The Story
Why it exists.
The beginning
Peachy Peach takes its name literally, and that honesty is the point. Ahmed Al Maghribi built their reputation on oud-forward compositions, scents that carry weight and heritage. Peachy Peach is the brand stepping into different territory: a fruity-gourmand that doesn't apologize for what it is. The name is a promise. The juice is the thing. No elaborate backstory, no clever wordplay, just ripe peach, blood orange, and the warmth that follows.

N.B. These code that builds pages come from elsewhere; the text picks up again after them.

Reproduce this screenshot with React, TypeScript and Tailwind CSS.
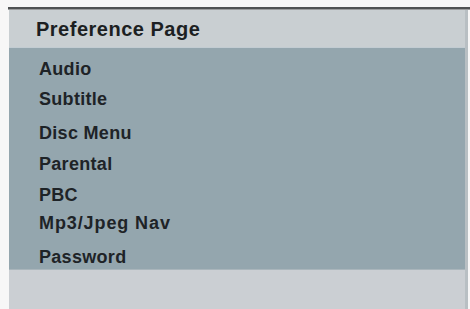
const items = [
  { label: 'Audio', gap: 'mt-0', track: 'tracking-[0.3px]' },
  { label: 'Subtitle', gap: 'mt-[2px]', track: 'tracking-[0.3px]' },
  { label: 'Disc Menu', gap: 'mt-[6px]', track: 'tracking-[0.3px]' },
  { label: 'Parental', gap: 'mt-[3px]', track: 'tracking-[0.3px]' },
  { label: 'PBC', gap: 'mt-[3px]', track: 'tracking-[0.3px]' },
  { label: 'Mp3/Jpeg Nav', gap: 'mt-0', track: 'tracking-[0.9px]' },
  { label: 'Password', gap: 'mt-[6px]', track: 'tracking-[0.3px]' },
];

const App = () => {
  return (
    <div className="w-[470px] h-[309px] bg-[#f7f7f7] pt-[7px] pl-[9px] overflow-hidden" style={{ fontFamily: '"Liberation Sans", Arial, sans-serif' }}>
      <div className="h-[3px] -ml-[1px] bg-[#4f5253] border-b border-[#9a9c9d]" />
      <div className="flex flex-col w-[459px] border-r-[3px] border-[#b8bfc3]">
        <div className="h-[38px] bg-[#c9cfd2] flex items-center pl-[27px] border-b border-[#c2ccd2]">
          <span className="text-[20px] font-bold text-[#1c1f22] tracking-[0.5px]">Preference Page</span>
        </div>
        <div className="h-[221px] bg-[#94a6ae] pt-[7px] pl-[30px]">
          {items.map((it) => (
            <div key={it.label} className={`${it.gap} h-[28px] flex items-center`}>
              <span className={`text-[18px] font-bold text-[#1e2327] ${it.track}`}>{it.label}</span>
            </div>
          ))}
        </div>
        <div className="h-[40px] bg-[#cbcfd3] border-t border-[#a9b5bb]" />
      </div>
    </div>
  );
};

export default App;
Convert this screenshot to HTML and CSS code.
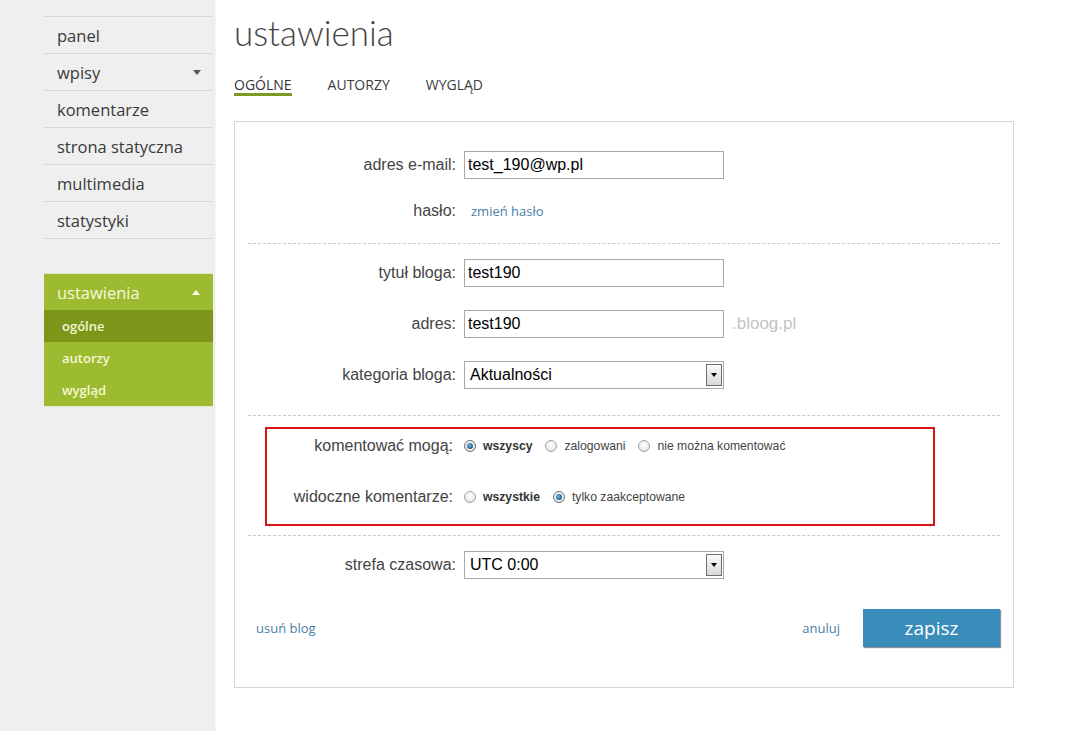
FILE: index.html
```html
<!DOCTYPE html>
<html lang="pl">
<head>
<meta charset="utf-8">
<title>ustawienia</title>
<link rel="stylesheet" href="styles.css">
</head>
<body>
<div class="page">
  <aside class="sidebar">
    <ul class="nav">
      <li class="nav-item">panel</li>
      <li class="nav-item">wpisy <span class="tri-down"></span></li>
      <li class="nav-item">komentarze</li>
      <li class="nav-item">strona statyczna</li>
      <li class="nav-item">multimedia</li>
      <li class="nav-item">statystyki</li>
    </ul>
    <div class="group">
      <div class="group-head">ustawienia <span class="tri-up"></span></div>
      <div class="sub sub-active">ogólne</div>
      <div class="sub">autorzy</div>
      <div class="sub">wygląd</div>
    </div>
  </aside>

  <main class="main">
    <h1 class="title">ustawienia</h1>
    <nav class="tabs">
      <span class="tab tab-active">OGÓLNE</span>
      <span class="tab">AUTORZY</span>
      <span class="tab">WYGLĄD</span>
    </nav>

    <div class="card">
      <section class="sec sec1">
        <div class="row">
          <label class="lbl">adres e-mail:</label>
          <div class="field">test_190@wp.pl</div>
        </div>
        <div class="row row-short">
          <label class="lbl">hasło:</label>
          <a class="link link-pass">zmień hasło</a>
        </div>
      </section>

      <section class="sec sec2">
        <div class="row">
          <label class="lbl">tytuł bloga:</label>
          <div class="field">test190</div>
        </div>
        <div class="row">
          <label class="lbl">adres:</label>
          <div class="field">test190</div>
          <span class="suffix">.bloog.pl</span>
        </div>
        <div class="row">
          <label class="lbl">kategoria bloga:</label>
          <div class="select"><span class="select-text">Aktualności</span><span class="select-btn"><span class="tri-black"></span></span></div>
        </div>
      </section>

      <section class="sec sec3">
        <div class="redbox">
          <div class="rrow">
            <label class="rlbl">komentować mogą:</label>
            <span class="radio checked"></span><span class="opt bold">wszyscy</span>
            <span class="radio"></span><span class="opt">zalogowani</span>
            <span class="radio"></span><span class="opt">nie można komentować</span>
          </div>
          <div class="rrow rrow2">
            <label class="rlbl">widoczne komentarze:</label>
            <span class="radio"></span><span class="opt bold">wszystkie</span>
            <span class="radio checked"></span><span class="opt">tylko zaakceptowane</span>
          </div>
        </div>
      </section>

      <section class="sec sec4">
        <div class="row">
          <label class="lbl">strefa czasowa:</label>
          <div class="select"><span class="select-text">UTC 0:00</span><span class="select-btn"><span class="tri-black"></span></span></div>
        </div>
        <div class="footer">
          <a class="link link-del">usuń blog</a>
          <a class="link link-cancel">anuluj</a>
          <button class="save">zapisz</button>
        </div>
      </section>
    </div>
  </main>
</div>
</body>
</html>
```

FILE: styles.css
```css
* { box-sizing: border-box; }
html, body { margin: 0; padding: 0; background: #fff; }
body { font-family: "Liberation Sans", Arial, sans-serif; color: #444; }

.page { display: flex; min-height: 731px; }

/* Sidebar */
.sidebar {
  width: 214px;
  flex: 0 0 214px;
  background: #efefef;
  box-shadow: 1px 0 2px rgba(0,0,0,0.10);
  padding-top: 16px;
  padding-left: 44px;
  padding-right: 1px;
}
.nav { list-style: none; margin: 0; padding: 0; border-bottom: 1px solid #d9d9d9; }
.nav-item {
  display: flex;
  align-items: center;
  justify-content: space-between;
  height: 37px;
  border-top: 1px solid #d9d9d9;
  padding: 0 12px 0 13px;
  font-family: "Open Sans", sans-serif;
  font-size: 16.5px;
  color: #3a3a3a;
}
.tri-down {
  width: 0; height: 0;
  border-left: 4.5px solid transparent;
  border-right: 4.5px solid transparent;
  border-top: 5px solid #555;
}
.group {
  margin-top: 34px;
  background: #9dbb30;
  border-top: 1px solid #dfe8c0;
  border-bottom: 1px solid #e4ebcc;
}
.group-head {
  display: flex;
  align-items: center;
  justify-content: space-between;
  height: 36px;
  padding: 0 13px 0 13px;
  font-family: "Open Sans", sans-serif;
  font-size: 16.5px;
  color: #f6f9dc;
}
.tri-up {
  width: 0; height: 0;
  border-left: 4.5px solid transparent;
  border-right: 4.5px solid transparent;
  border-bottom: 5px solid #fbfdee;
}
.sub {
  height: 32px;
  line-height: 32px;
  padding-left: 18px;
  font-family: "Open Sans", sans-serif;
  font-size: 13px;
  font-weight: 600;
  color: #f4f8d4;
}
.sub-active { background: #7b9619; }

/* Main */
.main { flex: 1; padding-left: 20px; }
.title {
  margin: 12px 0 0 0;
  font-family: Lato, Roboto, sans-serif;
  font-weight: 300;
  font-size: 35px;
  line-height: 40px;
  color: #444;
}
.tabs { display: flex; gap: 36px; margin-top: 24px; }
.tab {
  font-family: "Open Sans", sans-serif;
  font-size: 14px;
  line-height: 17px;
  color: #3d3d3d;
  padding-bottom: 3px;
}
.tab-active { border-bottom: 3px solid #7d9a25; padding-bottom: 0; color: #333; }

.card {
  margin-top: 25px;
  width: 780px;
  border: 1px solid #d6d6d6;
  background: #fff;
}
.sec { margin: 0 13px; }
.sec1, .sec2, .sec3 { border-bottom: 1px dashed #c9c9c9; }
.sec1 { padding: 29px 0 22px; }
.sec2 { padding: 15px 0 26px; display: flex; flex-direction: column; gap: 23px; }
.sec3 { padding: 11px 0 9px; }
.sec4 { padding: 15px 0 40px; }

.row { display: flex; align-items: center; height: 28px; }
.row-short { height: 20px; margin-top: 22px; }
.lbl {
  width: 208px;
  text-align: right;
  font-size: 16px;
  color: #444;
  margin-right: 8px;
}
.field {
  width: 260px;
  height: 28px;
  border: 1px solid #a9a9a9;
  padding: 0 3px;
  font-size: 16px;
  line-height: 26px;
  color: #000;
}
.suffix { margin-left: 8px; font-size: 17px; color: #c3c3c3; }
.link {
  font-family: "Open Sans", sans-serif;
  font-size: 13px;
  color: #4a80a8;
  text-decoration: none;
}
.link-pass { margin-left: 7px; }

.select {
  width: 260px;
  height: 28px;
  border: 1px solid #a9a9a9;
  display: flex;
  align-items: center;
  justify-content: space-between;
  padding: 0 1px 0 5px;
}
.select-text { font-size: 16px; color: #000; }
.select-btn {
  width: 16px;
  height: 22px;
  border: 1px solid #6f6f6f;
  background: linear-gradient(#fafafa, #d8d8d8);
  display: flex;
  align-items: center;
  justify-content: center;
}
.tri-black {
  width: 0; height: 0;
  border-left: 3.5px solid transparent;
  border-right: 3.5px solid transparent;
  border-top: 4px solid #000;
}

/* red box */
.redbox {
  margin-left: 17px;
  width: 670px;
  height: 99px;
  border: 2px solid #d41616;
  padding-top: 7px;
}
.rrow { display: flex; align-items: center; height: 20px; }
.rrow2 { margin-top: 31px; }
.rlbl {
  width: 186px;
  text-align: right;
  font-size: 16px;
  color: #444;
  margin-right: 11px;
}
.radio {
  width: 12px;
  height: 12px;
  border-radius: 50%;
  border: 1px solid #a2a2a2;
  background: radial-gradient(circle at 50% 40%, #ffffff 0%, #ececec 60%, #d4d4d4 100%);
  display: inline-flex;
  align-items: center;
  justify-content: center;
  margin-right: 7px;
  flex: 0 0 12px;
}
.radio.checked { border-color: #6d6d6d; }
.radio.checked::after {
  content: "";
  width: 6px;
  height: 6px;
  border-radius: 50%;
  background: radial-gradient(circle at 40% 40%, #7fb4dc 0%, #2a6fa3 55%, #123e66 100%);
}
.opt { font-size: 12.2px; color: #444; margin-right: 13px; }
.opt.bold { font-weight: bold; color: #333; }

.footer { display: flex; align-items: center; margin-top: 30px; height: 38px; }
.link-del { margin-left: 8px; }
.link-cancel { margin-left: auto; margin-right: 23px; }
.save {
  width: 137px;
  height: 38px;
  border: none;
  background: #3a8dbb;
  color: #fff;
  font-family: "Open Sans", sans-serif;
  font-size: 19px;
  box-shadow: 1px 1px 1px rgba(40,60,80,0.55);
  padding: 0;
}
```
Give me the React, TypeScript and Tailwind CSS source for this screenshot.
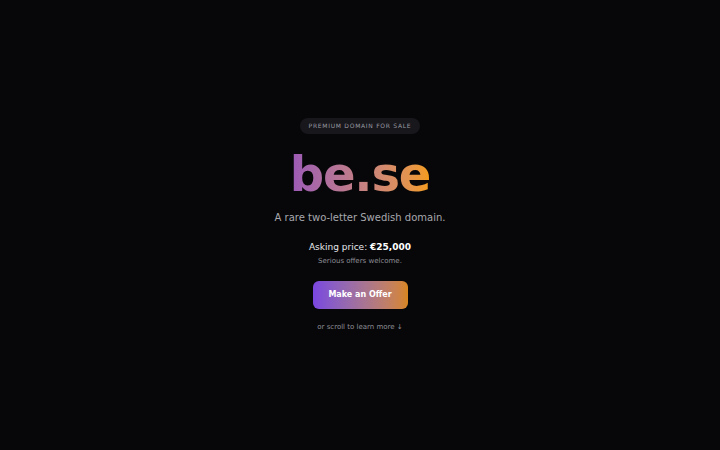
export default function App() {
  return (
    <div
      className="flex h-[450px] w-full flex-col items-center bg-[#070709] pt-[118px] text-center"
      style={{ fontFamily: '"DejaVu Sans", sans-serif' }}
    >
      <div className="flex h-[16px] items-center rounded-full bg-[#17171c] px-[9px] text-[6px] uppercase leading-none tracking-[0.12em] text-[#9a9aa2]">
        Premium domain for sale
      </div>
      <h1 className="mt-[16px] bg-gradient-to-r from-[#9b59b6] to-[#f39c12] bg-clip-text text-[48px] font-bold leading-none tracking-tight text-transparent">
        be.se
      </h1>
      <p className="mt-[13px] text-[10px] leading-[14px] text-[#a8a8ae]">A rare two-letter Swedish domain.</p>
      <p className="mt-[16px] text-[9px] leading-[12px] text-[#e8e8ec]">
        Asking price: <span className="font-bold text-white">€25,000</span>
      </p>
      <p className="mt-[3px] text-[7px] leading-[10px] text-[#8e8e96]">Serious offers welcome.</p>
      <button className="mt-[15px] h-[28px] w-[95px] rounded-md bg-gradient-to-r from-[#7b45e0] to-[#d8861c] text-[8px] font-bold text-white">
        Make an Offer
      </button>
      <p className="mt-[13px] text-[7px] leading-[10px] text-[#8e8e96]">or scroll to learn more ↓</p>
    </div>
  );
}
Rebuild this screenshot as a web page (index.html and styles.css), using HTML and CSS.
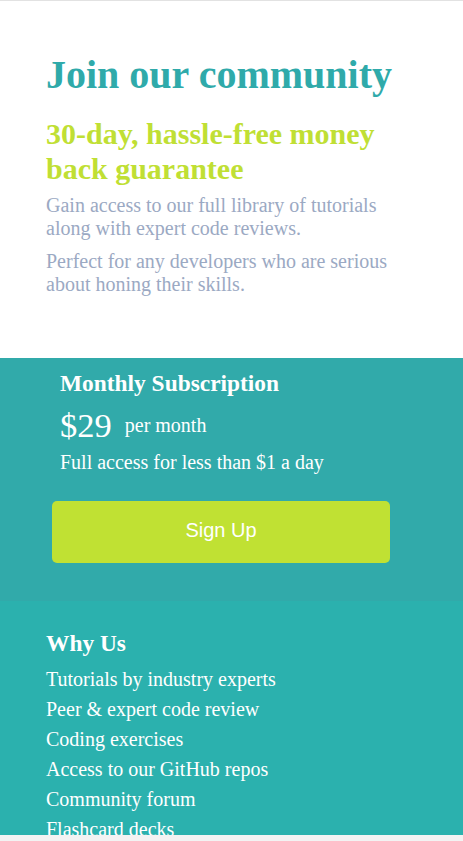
FILE: index.html
```html
<!DOCTYPE html>
<html lang="en">
<head>
<meta charset="utf-8">
<title>Join our community</title>
<link rel="stylesheet" href="styles.css">
</head>
<body>
<main class="card">
  <section class="intro">
    <h1 class="title">Join our community</h1>
    <h2 class="subtitle">30-day, hassle-free money back guarantee</h2>
    <p class="text">Gain access to our full library of tutorials along with expert code reviews.</p>
    <p class="text">Perfect for any developers who are serious about honing their skills.</p>
  </section>
  <section class="subscription">
    <h3 class="sub-title">Monthly Subscription</h3>
    <div class="price"><span class="amount">$29</span><span class="per">per month</span></div>
    <p class="sub-text">Full access for less than $1 a day</p>
    <button class="btn" type="button">Sign Up</button>
  </section>
  <section class="why">
    <h3 class="why-title">Why Us</h3>
    <ul class="why-list">
      <li>Tutorials by industry experts</li>
      <li>Peer &amp; expert code review</li>
      <li>Coding exercises</li>
      <li>Access to our GitHub repos</li>
      <li>Community forum</li>
      <li>Flashcard decks</li>
    </ul>
  </section>
</main>
</body>
</html>
```

FILE: styles.css
```css
* { box-sizing: border-box; }

html, body {
  margin: 0;
  padding: 0;
}

body {
  background: #f3f3f3;
  border-top: 1px solid #e2e2e2;
  font-family: "Liberation Serif", "Times New Roman", serif;
  font-size: 20px;
}

.card {
  background: #ffffff;
  height: 834px;
  overflow: hidden;
  display: flex;
  flex-direction: column;
}

.intro {
  padding: 51px 46px 62px;
}

.title {
  margin: 0;
  font-size: 40px;
  font-weight: 700;
  line-height: 46px;
  color: #2faaaa;
}

.subtitle {
  margin: 19px 0 0;
  font-size: 30px;
  font-weight: 700;
  line-height: 34.5px;
  color: #c0df34;
}

.text {
  margin: 8px 0 0;
  font-size: 20px;
  line-height: 23px;
  color: #9ba9c3;
}

.text + .text {
  margin-top: 10px;
}

.subscription {
  background: #31aaaa;
  padding: 12px 73px 38px 52px;
  color: #ffffff;
}

.sub-title {
  margin: 0 0 0 8px;
  font-size: 23.4px;
  font-weight: 700;
  line-height: 27px;
}

.price {
  display: flex;
  align-items: center;
  gap: 13px;
  margin: 8px 0 0 8px;
}

.amount {
  font-size: 34.5px;
  line-height: 40px;
}

.per {
  font-size: 20px;
  line-height: 23px;
}

.sub-text {
  margin: 6px 0 0 8px;
  font-size: 20px;
  line-height: 23px;
}

.btn {
  display: block;
  width: 100%;
  height: 62px;
  margin-top: 27px;
  padding: 0 0 4px;
  border: 0;
  border-radius: 5px;
  background: #c0e133;
  color: #ffffff;
  font-family: "Liberation Sans", Arial, sans-serif;
  font-size: 20px;
}

.why {
  background: #2bb1ae;
  padding: 29px 46px 0;
  color: #ffffff;
  flex: 1;
  min-height: 0;
}

.why-title {
  margin: 0;
  font-size: 23.4px;
  font-weight: 700;
  line-height: 27px;
}

.why-list {
  list-style: none;
  margin: 7px 0 0;
  padding: 0;
}

.why-list li {
  font-size: 20px;
  line-height: 30px;
}
```
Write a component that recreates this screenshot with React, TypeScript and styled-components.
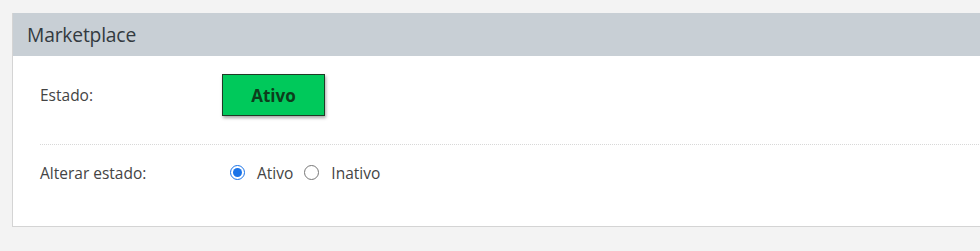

What makes Peachy Peach interesting is its structural honesty. Most fruity fragrances open bright and fade sweet, leaving you with a syrupy ghost. Here, patchouli anchors the composition, earthy, slightly bitter, the kind of note that makes a scent feel considered rather than calculated. Cognac and honey in the base aren't decorative. They extend the fruit's warmth into something that reads as adult. The green notes aren't afterthoughts either, they give the opening a freshness that keeps the peach from cloying. It's a carefully balanced composition that happens to smell like summer.
The evolution
The opening hits bright and immediate, stone fruit sweetness arriving alongside blood orange, the citrus slicing through with sharp clarity. Green leaves follow, adding a vegetal edge that keeps things from feeling like a candle. As the top notes settle, patchouli emerges, not loud, not heavy, just present, grounding the composition and giving it somewhere to stand. The honey and cognac arrive in the drydown, sweetening the base into something warm and close. The sillage stays moderate throughout, you'll know it's there, but the room won't stop what it's doing. The next day, a faint honey-tobacco warmth lingers on fabric. Not projection. Memory.
Cultural impact
Peachy Peach represents Ahmed Al Maghribi's move into fruity-gourmand territory, a departure from their oud-forward identity that still carries the brand's commitment to longevity and balance. The fragrance sits comfortably in the middle: sweet enough to attract, grounded enough to keep. Wearers describe it as the kind of scent that gets noticed without announcing itself, suitable across seasons and occasions. It's not trying to compete with the brand's more traditional offerings, it's expanding the conversation.